На расстоянии одного дня плавания от этого побережья Питей помещает остров, на который в весеннее время волны выбрасывают янтарь, происходящий из «свернувшегося» моря. Жители острова употребляют его на топливо и для продажи. Имя этого янтарного острова — Абалус (или Балция), в котором позволительно угадывать отзвук наименования Балтики. Остров отожествляется с Гельголандом, положение которого наиболее точно соответствует данным Питея.
Что касается имени р. Танаиса, которое в древности чаще всего прилагалось к Дону, то весьма возможно, что Питей употребил его лишь символически, в качестве имени реки, разграничивающей Европу и Азию, желая сказать, что европейский север известен ему до самых границ Азии. Однако {71} многие современные ученые, допускающие, что Питей действительно путешествовал по Северной Европе, хотят видеть в Танаисе Питея какую‑либо реальную северную реку и скорее всего Эльбу.

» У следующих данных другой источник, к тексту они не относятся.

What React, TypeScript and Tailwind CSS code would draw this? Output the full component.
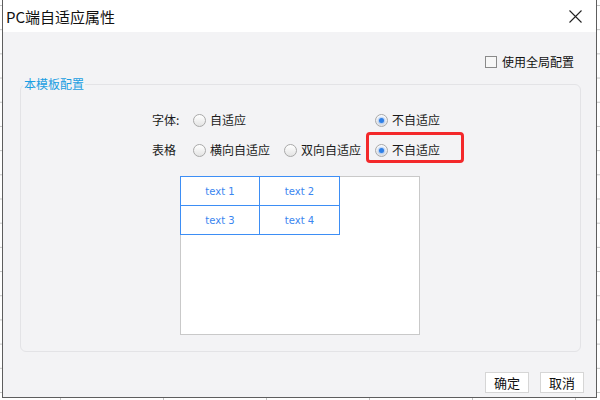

Между тем путешествия Питея, по–видимому, не более реальны, чем путешествия его земляка Эвтимена к «истокам Нила» или плавание Скилака по Индийскому океану. По. скольку не имеется никаких конкретных данных, вроде тех, какие сообщали о своих путешествиях Ганнон, Неарх и Полибий, осторожнее и разумнее говорить не о реальном путешествии Питея по северным странам, а лишь об определенной литературной форме романа о путешествии, в которую он облек собранные и сообщаемые им сведения о севере Европы — форме, как мы видели, весьма принятой в древней литературе. Но это отнюдь не умаляет значения его астрономических и географических исследований, оказавших огромное влияние на всю последующую науку.
Материалы наблюдений Питея должны были служить серьезным аргументом в поддержку теории существования сплошного водного океанского пространства на севере Европы и Азии, соединяющегося на востоке с Индийским или Восточным (Эойским) океаном. Так, в значительной степени опираясь на исследования Питея, представлял себе положение вещей в III в. до н.э. Эратосфен. Влияние этих представлений было достаточно глубоко. Оно сказывалось также и в тех случаях, когда реальные географические факты были неизвестны, а лишь предполагались соответствующими этим представлениям, влиявшим подчас на выводы весьма серьезных наблюдателей.